LE RÈGNE DE LA MORT : XIVe et XVe SIÈCLES (3) : la peste noire à Tournai et Florence

1- LA MINIATURE DE GILLES LE MUISIT, Bibliothèque royale de Bruxelles

La première œuvre présentée montre l'enterrement des pestiférés à Tournai lors de la peste Noire en 1349 (1).

Cette scène témoigne de la manière dont on amenait les cadavres dans les cimetières ou plutôt ici,  dans des terrains vagues devenus cimetière à cause de la surabondance des morts, les anciens cimetières ne suffisaient plus.

Tandis que les uns creusent des fosses au moyen de pioches et de pelles, d'autres apportent les cercueils venant de la ville. Quatre personnes amènent, comme en procession,  un cercueil qu'ils portent sur des barres de bois. Par contre, les autres témoignent de moins de respect : ils tiennent  les cercueils sur leurs épaules : il y a tant à faire et tant de cadavres à enterrer que l'on n'a plus le temps de faire autrement ! 

Au centre du dessin, deux hommes, après avoir ouvert le cercueil, s'apprêtent à mettre dans une fosse un mort enveloppé dans son linceul, un simple drap cousu. Tout autour, le sol herbeux est parsemé de planches qui doivent être celles des cercueils que l'on a ouvert pour n'ensevelir que le corps entouré de son linceul. Cette pratique s'explique aisément, il y a tant de morts et si peu de cercueils !

À droite, deux hommes, dont un moine s'apprêtent à mettre en terre un mort : le cercueil est posé sur la fosse, va-t-on l'ouvrir pour ne mettre en terre que le mort ou va-t-on enterrer ce mort dans son cercueil ? On ne sait.

Qui sont ces personnes qui prennent des risques énormes en acceptant de transporter des pestiférés ? Plusieurs hypothèses sont possibles :
   . De pauvres gens qui acceptent de faire ce travail pour nourrir leur famille ?
   . Des gens pieux et désintéressés qui accomplissent cette œuvre pour permettre à ces morts de reposer en terre consacrée et donc de ressusciter ?
   . Des personnes qui espèrent par ce dévouement, ce don de soi et ce sacrifice gagner leur salut ?
On a l'impression, au vu des costumes, que toutes les classes sociales sont représentées, ce qui permet de penser que ces trois hypothèses sont plausibles. Parmi ces personnes, il ne semble apparaître qu'un ou deux religieux, ce sont des moines qui devaient prier pour tous ces morts tout en travaillant à leur ensevelissement.

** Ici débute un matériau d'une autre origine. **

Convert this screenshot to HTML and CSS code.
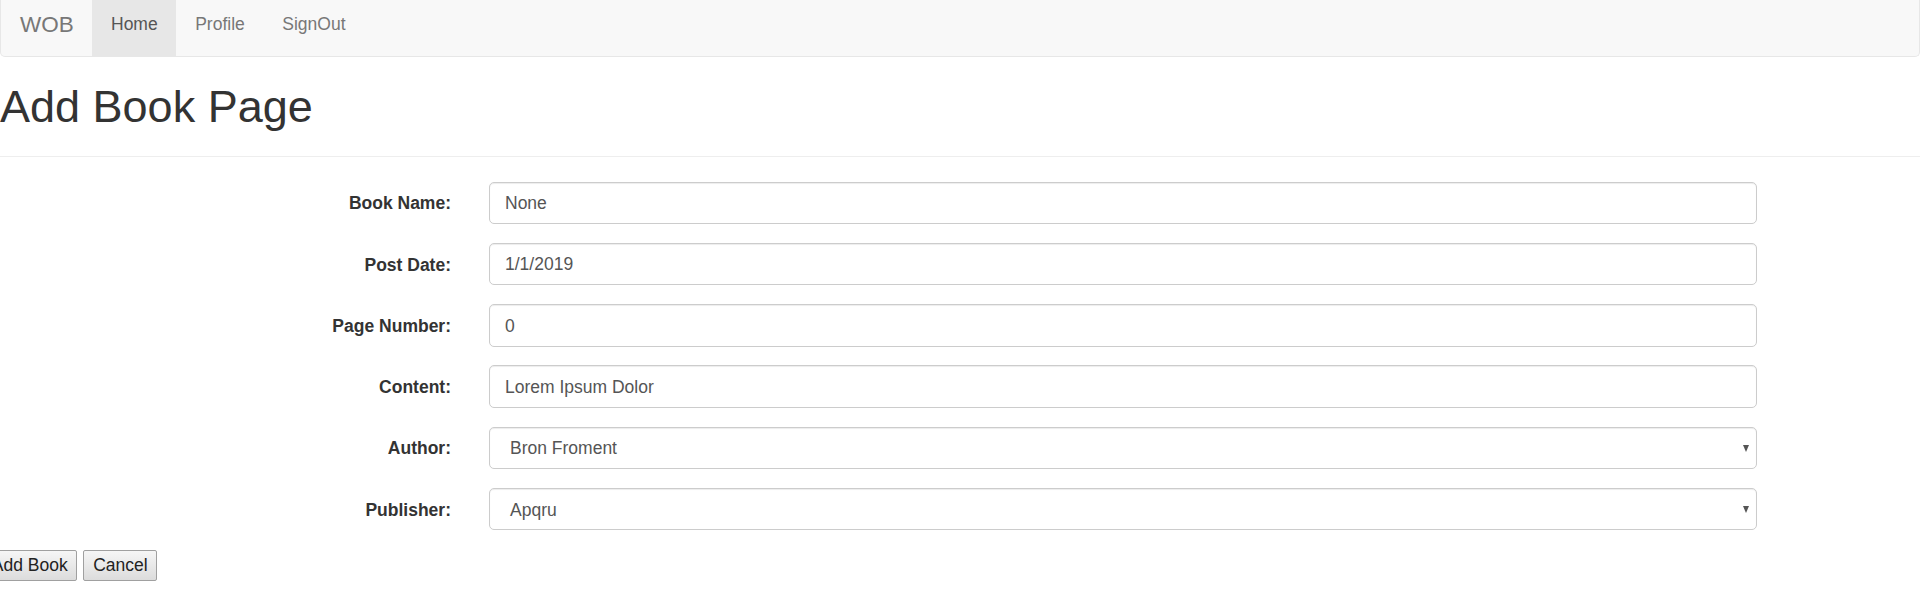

Cette scène pour horrible qu'elle soit, n'était qu'un des prémices de ce qui dût suivre quand le nombre des morts fut tel qu'il ne fut plus possible de leur donner une sépulture chrétienne. Un récit littéraire nous est fourni par Boccace (Giovanni Boccaco, (1313-1375) qui écrivit le Decameron entre 1349 et 1353 et fut donc un témoin direct de la Peste Noire à Florence.

2/ extraits de la PREMIÈRE JOURNÉE DU DECAMERON

" Les gens ....tombaient chaque jour malades par milliers, et, n’étant servis ni aidés en rien, mouraient presque tous sans secours. Il y en avait beaucoup qui finissaient sur la voie publique, soit de jour soit de nuit. Beaucoup d’autres, bien qu’ils fussent morts dans leurs demeures, faisaient connaître à leurs voisins qu’ils étaient morts, par la seule puanteur qui s’exhalait de leurs corps en putréfaction.

Les voisins, mus non moins par la crainte de la corruption des morts que par la charité envers les défunts, avaient adopté la méthode suivante : soit eux-mêmes, soit avec l’aide de quelques porteurs quand ils pouvaient s’en procurer, ils transportaient hors de leurs demeures les corps des trépassés et les plaçaient devant le seuil des maisons où, principalement pendant la matinée, les passants pouvaient en voir un grand nombre.

Alors, on faisait venir des cercueils, et il arriva souvent que, faute de cercueils, on plaça les cadavres sur une table. Parfois une seule bière contenait deux ou trois cadavres, et il n’arriva pas seulement une fois, mais bien souvent, que la femme et le mari, les deux frères, le père et le fils, furent ainsi emportés ensemble.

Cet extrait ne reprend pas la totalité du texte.